Computations are now alsmost entirely done through KernelAbstractions.jl. Objective is to eventually have full support for AMD / ROCm in addition to current NVIDIA / CUDA devices.
Important performance increase, notably for larger max depth. Training time is now closely increase linearly with depth.
Breaking change: improved reproducibility
Training returns exactly the same fitted model for a given learner (ex: EvoTreeRegressor).
Reproducibility is respected for both cpu and gpu. However, thes result may differ between cpu and gpu. Ie: reproducibility is guaranteed only within the same device type.
The learner / model constructor (ex: EvoTreeRegressor) now has a seed::Int argument to set the random seed. Legacy rng kwarg will now be ignored.
The internal random generator is now Xishiro (was previously MersenneTwister with rng::Int).
Added node weight information in fitted trees
The train weight reaching each of the split/leaf nodes is now stored in the fitted trees. This is accessible via model.trees[i].w for the i-th tree in the fitted model. This is notably inteded to support SHAP value computations.
Very cool! It looks like EvoTrees now consistently beats XGBoost. Do you know how it compares to CatBoost for speed/OOTB accuracy? My impression is that these days CatBoost is the gold standard for boosted decision trees.
I’m hoping I’ll soon be able to actually follow through on my project that could benefit from EvoTrees. The improved reproducibility will be a help there, and TreeSHAP would be very nice to have
I’ve maintained some basic tabular benchmarks here: GitHub - Evovest/MLBenchmarks.jl: ML models benchmarks on public dataset
While I’m aware of good praise for CatBoost, I haven’t seen it outperform on my problems of interest. It can also depends to which extent the hyper-params were properly tuned. XGB, lightGBM and CatBoost can all be of interest; though they remain very similar algos.

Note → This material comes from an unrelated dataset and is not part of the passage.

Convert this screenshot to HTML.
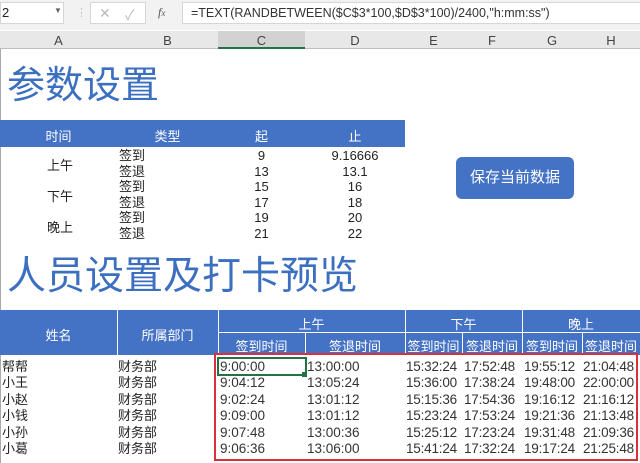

Note that oblivious trees is supported, but I’ve only see it underperformaed compared to default binary mode.
To be seen for TreeShap timing. An external contributor has been looking at it. We may push to complete that feature in case he may not be able to complete.
Interesting. The thing I find most striking about https://arxiv.org/pdf/2506.16791 isn’t actually the CatBoost performance (which is reported favorably), but how close the untuned and tuned performance is:
This does line up with the impression I have of CatBoost doing a particularly job with defaults.
Interesting. It does seem rather problem dependent. I notice that in your benchmarks it’s broadly equivalent, with the exception of Boston where the MSE seems markedly improved for CatBoost.
Interesting, these seems similar to the question I just asked over on GitHub (about ordered boosting).
I would not put too much emphasis on untuned performance given that it can vastly depends on the some aribtrary default selection.
For instance, in XGBoost, default has a limited numner of iterations (100) along a high learning rate (0.3), whereas Catboost has a large number of trees 1000 along a lower learning rate.
For EvoTrees, I initially had a very trivial 10 iterations with a high learning-rate. It would not provide a great fit by default, but the intent then was not to have a good default but rather a minimal one. It was assumed that usage of such models would invovle hyper-param tuning.
In light of actual usage, and even how some papers perform algo comparison where defaults arguments are used as evidence for an algo performance, I may reconsider the defaults and opt for a some changes to defaults with larger nrounds, lower eta and some rowsample.
I think it much highlight how tricky benchmarking can be, as even performing an honest hyper-tuning can be non-trivial, some knowledge of the behavior of an algo’s hyper-params is useful in setting an efficient search.
As a user, I do look at untuned perf when available, because if it’s good across a variety of datasets, or at least on a dataset close to my domain, then that’s reassuring that I’ll probably get good results without too much work. Since I’m not trying to evaluate scientifically which system is best, I’m just trying to find something to get the job done easily.